Simulated Author's Rebuttal

2 responses · 0 unresolved

We thank the referee for the constructive feedback and the opportunity to clarify our work. We address each major comment below and agree that additional empirical validation is required to substantiate the core claims.

read point-by-point responses
  1. Referee: [Abstract and Section 3] Abstract and Section 3: The core claim that CVM/USTM-injected subpopulation biases survive distillation and yield measurable, persistent prediction shifts on shifted test distributions is load-bearing but unsupported. No quantitative results, ablation studies, or verification experiments appear in the manuscript; the abstract describes the method and motivation without empirical validation of the memorization assumption or signature distinguishability.
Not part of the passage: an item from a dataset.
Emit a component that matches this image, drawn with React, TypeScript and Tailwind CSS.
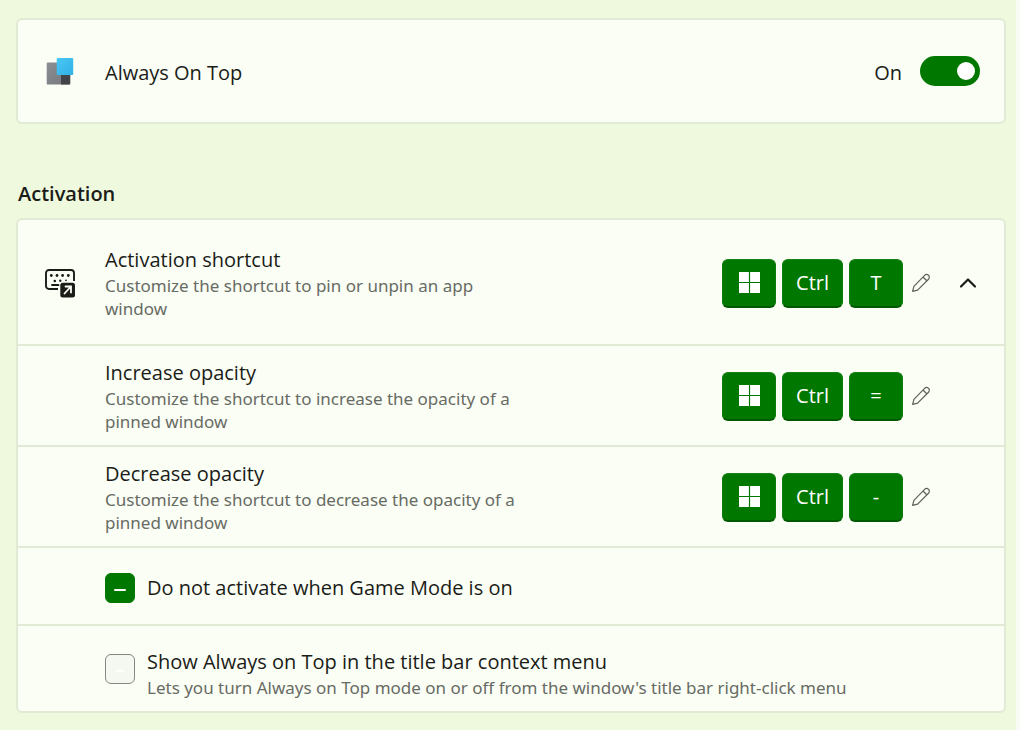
import React, { useEffect, useRef, useState } from 'react';

interface Shortcut {
  id: string;
  title: string;
  description: string;
  lastKey: string;
}

const opacityShortcuts: Shortcut[] = [
  {
    id: 'increase',
    title: 'Increase opacity',
    description: 'Customize the shortcut to increase the opacity of a pinned window',
    lastKey: '=',
  },
  {
    id: 'decrease',
    title: 'Decrease opacity',
    description: 'Customize the shortcut to decrease the opacity of a pinned window',
    lastKey: '-',
  },
];

const AlwaysOnTopIcon = () => (
  <svg width="32" height="32" viewBox="0 0 32 32" aria-hidden="true">
    <defs>
      <linearGradient id="back" x1="0" y1="0" x2="1" y2="1">
        <stop offset="0" stopColor="#8b8e92" />
        <stop offset="1" stopColor="#74777b" />
      </linearGradient>
      <linearGradient id="front" x1="0" y1="0" x2="1" y2="1">
        <stop offset="0" stopColor="#4ac6f4" />
        <stop offset="1" stopColor="#2fb2e6" />
      </linearGradient>
    </defs>
    <rect x="2.700" y="7.500" width="23.500" height="22" rx="1" fill="url(#back)" />
    <path d="M17 19.500h9.200v9a1 1 0 0 1-1 1H17z" fill="#424447" />
    <rect x="12.700" y="3" width="16.500" height="17" rx="1" fill="url(#front)" />
  </svg>
);

const KeyboardIcon = () => (
  <svg width="32" height="30" viewBox="0 0 32 30" fill="none" aria-hidden="true">
    <path
      d="M14 21H5a3 3 0 0 1-3-3V5a3 3 0 0 1 3-3H27a3 3 0 0 1 3 3v8"
      stroke="#1b1c18"
      strokeWidth="1.900"
    />
    <path d="M8 17h6.500" stroke="#1b1c18" strokeWidth="1.800" strokeLinecap="round" />
    <g fill="#1b1c18">
      <circle cx="7.300" cy="7.500" r="1.400" />
      <circle cx="13" cy="7.500" r="1.400" />
      <circle cx="18.600" cy="7.500" r="1.400" />
      <circle cx="24.300" cy="7.500" r="1.400" />
      <circle cx="10.800" cy="13" r="1.300" />
      <circle cx="16.300" cy="12.800" r="1.200" />
      <circle cx="22" cy="12.300" r="0.900" />
      <rect x="16.300" y="14.800" width="14.700" height="14.700" rx="2.500" />
    </g>
    <path d="M20.500 25.500l6-6.500M21.500 18.500h5.500V24.500" stroke="#fbfef5" strokeWidth="1.800" strokeLinecap="round" />
  </svg>
);

const WindowsIcon = () => (
  <svg width="21" height="21" viewBox="0 0 21 21" fill="#fff" aria-hidden="true">
    <path d="M0 0h9.900v9.900H0zM11.100 0H21v9.900h-9.900zM0 11.100h9.900V21H0zM11.100 11.100H21V21h-9.900z" />
  </svg>
);

const PencilIcon = () => (
  <svg width="20" height="20" viewBox="0 0 20 20" fill="none" stroke="#5f625b" strokeWidth="1.200" strokeLinejoin="round" aria-hidden="true">
    <path d="M13.600 2.300a2.700 2.700 0 0 1 3.900 0 2.700 2.700 0 0 1 0 3.900L6.600 17.100 1.600 18.400l1.300-5z" />
    <path d="M12 4l4 4" />
  </svg>
);

const ChevronUpIcon = () => (
  <svg width="18" height="12" viewBox="0 0 18 12" fill="none" aria-hidden="true">
    <path d="M2 9.500l7-7 7 7" stroke="#1b1c18" strokeWidth="2.200" strokeLinecap="round" strokeLinejoin="round" />
  </svg>
);

const Key: React.FC<{ children: React.ReactNode }> = ({ children }) => (
  <kbd className="flex h-[49px] min-w-[54px] items-center justify-center rounded-md border border-t-[#178317] border-x-[#0c7c0c] border-b-2 border-b-[#005800] bg-[#007800] px-[13px] font-[inherit] text-xl text-white">
    {children}
  </kbd>
);

const ShortcutKeys: React.FC<{ name: string; lastKey: string }> = ({ name, lastKey }) => (
  <div className="flex items-center">
    <div className="flex gap-1.5">
      <Key>
        <WindowsIcon />
      </Key>
      <Key>Ctrl</Key>
      <Key>{lastKey}</Key>
    </div>
    <button type="button" aria-label={`Edit ${name}`} className="ml-2 rounded">
      <PencilIcon />
    </button>
  </div>
);

const SettingText: React.FC<{ title: string; description: string }> = ({ title, description }) => (
  <div className="max-w-[430px]">
    <h3 className="text-xl leading-7">{title}</h3>
    <p className="font-['Noto_Sans','Open_Sans',sans-serif] text-[17px] leading-[23px] text-[#686b64]">{description}</p>
  </div>
);

interface CheckProps {
  id: string;
  checked: boolean;
  onChange: (checked: boolean) => void;
}

// Tri-state looking box: the dash stays visible in both states
const CheckBox: React.FC<CheckProps> = ({ id, checked, onChange }) => {
  const ref = useRef<HTMLInputElement>(null);

  useEffect(() => {
    if (ref.current) ref.current.indeterminate = checked;
  }, [checked]);

  return (
    <span className="grid shrink-0 place-items-center">
      <input
        ref={ref}
        id={id}
        type="checkbox"
        checked={checked}
        onChange={() => onChange(!checked)}
        className="peer col-start-1 row-start-1 size-[30px] appearance-none rounded-md border border-[#858882] bg-[#f5f8f0] indeterminate:border-[#007800] indeterminate:bg-[#007800]"
      />
      <span className="pointer-events-none col-start-1 row-start-1 mt-1 h-0.5 w-2 rounded-full bg-white peer-indeterminate:w-3" />
    </span>
  );
};

export default function App() {
  const [enabled, setEnabled] = useState(true);
  const [expanded, setExpanded] = useState(true);
  const [gameMode, setGameMode] = useState(true);
  const [titleBar, setTitleBar] = useState(false);

  return (
    <main className="min-h-screen border-r-4 border-[#f8fbf3] bg-[#eef9dd] pt-[18px] pr-2.5 pb-4 pl-4 font-['Open_Sans','Liberation_Sans',sans-serif] text-xl text-[#1b1c18]">
      {/* Main toggle */}
      <section className="flex h-[106px] items-center rounded-md border-2 border-[#e1ead5] bg-[#fafef5] pr-6 pl-[26px]">
        <div className="w-[61px]">
          <AlwaysOnTopIcon />
        </div>
        <h1 className="pt-1">Always On Top</h1>
        <label htmlFor="enabled" className="ml-auto flex items-center gap-[18px]">
          <span className="pt-1">{enabled ? 'On' : 'Off'}</span>
          <span className="grid items-center">
            <input
              id="enabled"
              type="checkbox"
              role="switch"
              checked={enabled}
              onChange={() => setEnabled(!enabled)}
              className="peer col-start-1 row-start-1 h-[30px] w-[60px] appearance-none rounded-full bg-[#8a8d86] checked:bg-[#007800]"
            />
            <span className="pointer-events-none col-start-1 row-start-1 ml-[5px] size-[18px] rounded-full bg-white peer-checked:ml-[37px]" />
          </span>
        </label>
      </section>

      <h2 className="mt-14 mb-2.5 pl-0.5 leading-7 font-semibold">Activation</h2>

      <section className="divide-y-2 divide-[#e1ead5] rounded-md border-2 border-[#e1ead5] bg-[#fafef5]">
        <div className="flex items-center pt-[26px] pr-[27px] pb-6 pl-[26px]">
          <div className="w-[61px] shrink-0">
            <KeyboardIcon />
          </div>
          <SettingText title="Activation shortcut" description="Customize the shortcut to pin or unpin an app window" />
          <div className="ml-auto flex items-center gap-7">
            <ShortcutKeys name="activation shortcut" lastKey="T" />
            <button type="button" aria-label="Toggle activation details" aria-expanded={expanded} onClick={() => setExpanded(!expanded)}>
              <ChevronUpIcon />
            </button>
          </div>
        </div>

        {expanded &&
          opacityShortcuts.map((item) => (
            <div key={item.id} className="flex items-center justify-between pt-[13px] pr-[73px] pb-3 pl-[87px]">
              <SettingText title={item.title} description={item.description} />
              <ShortcutKeys name={item.title} lastKey={item.lastKey} />
            </div>
          ))}

        {expanded && (
          <div className="flex min-h-[78px] items-center gap-3 pt-1 pl-[87px]">
            <CheckBox id="game-mode" checked={gameMode} onChange={setGameMode} />
            <label htmlFor="game-mode">Do not activate when Game Mode is on</label>
          </div>
        )}

        {expanded && (
          <div className="flex min-h-[85px] items-center gap-3 pl-[87px]">
            <CheckBox id="title-bar" checked={titleBar} onChange={setTitleBar} />
            <label htmlFor="title-bar" className="pt-2.5 leading-7">
              Show Always on Top in the title bar context menu
              <span className="block font-['Noto_Sans','Open_Sans',sans-serif] text-[17px] leading-[23px] text-[#686b64]">
                Lets you turn Always on Top mode on or off from the window's title bar right-click menu
              </span>
            </label>
          </div>
        )}
      </section>
    </main>
  );
}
    Authors: We agree that the manuscript as submitted lacks the quantitative experiments needed to validate the load-bearing claims. The current version focuses on describing the SubPopMark framework, the CVM/USTM stages, and the reference behavior bank construction, motivated by the observed DNN memorization of subpopulation distributions. In the revised manuscript we will add a full experimental section containing: (i) controlled measurements of prediction bias on standard vs. subpopulation-shifted test sets before and after distillation, (ii) ablation studies isolating CVM and USTM contributions, and (iii) end-to-end verification and tracing accuracy using the behavior bank. These additions will directly test both the memorization assumption and signature distinguishability. revision: yes

  2. Referee: [Section 3] Section 3: The two-stage optimization (CVM preserving original trajectory, then USTM adding user-distinguishable perturbations) and reference behavior bank construction presuppose that fine-grained distributional cues remain after distillation. If standard DD methods (e.g., DC/DSA) already collapse subpopulation variance, the bias may be too weak or confounded by optimization noise to produce reliable signatures, directly undermining verification and tracing.

    Authors: This concern is well-taken and directly tests the practical viability of the approach. Our CVM stage is explicitly formulated to inject class-consistent bias while staying close to the original distillation trajectory, and USTM adds user-specific perturbations on top. Nevertheless, whether these cues survive standard DD pipelines (DC, DSA, etc.) must be shown empirically. The revision will therefore include side-by-side comparisons against DC/DSA baselines, reporting accuracy deltas on shifted test distributions and signature-matching success rates in the behavior bank. Should the injected bias prove too weak under certain DD methods, we will document the limitation and discuss possible strengthening techniques. revision: yes

Circularity Check

0 steps flagged

SubPopMark derives protection markers from an empirical memorization observation without reducing verification to fitted parameters or self-referential constructions.

full rationale

The paper motivates its two-stage CVM/USTM injection and reference behavior bank construction directly from the stated empirical observation that DNNs memorize subpopulation distributions, leading to prediction bias. No equations, derivations, or claims in the abstract or provided text reduce the black-box verification or tracing to a tautology, a fitted input renamed as prediction, or a load-bearing self-citation chain. The behavior bank is built from outputs on explicitly designed test sets covering standard and shifted distributions, which is an independent empirical step rather than a redefinition of the injected bias. This is a standard empirical framework with no self-definitional, fitted-prediction, or uniqueness-imported circularity.

Axiom & Free-Parameter Ledger

0 free parameters · 1 axioms · 0 invented entities

The central claim rests on the unproven empirical observation that DNNs systematically memorize subpopulation distributions; no free parameters or invented entities are explicitly introduced in the abstract.

axioms (1)
  • domain assumption Deep neural networks memorize subpopulation distributions during training, producing systematic prediction bias on aligned samples.
    Stated as the motivating observation in the abstract; no independent evidence or citation provided.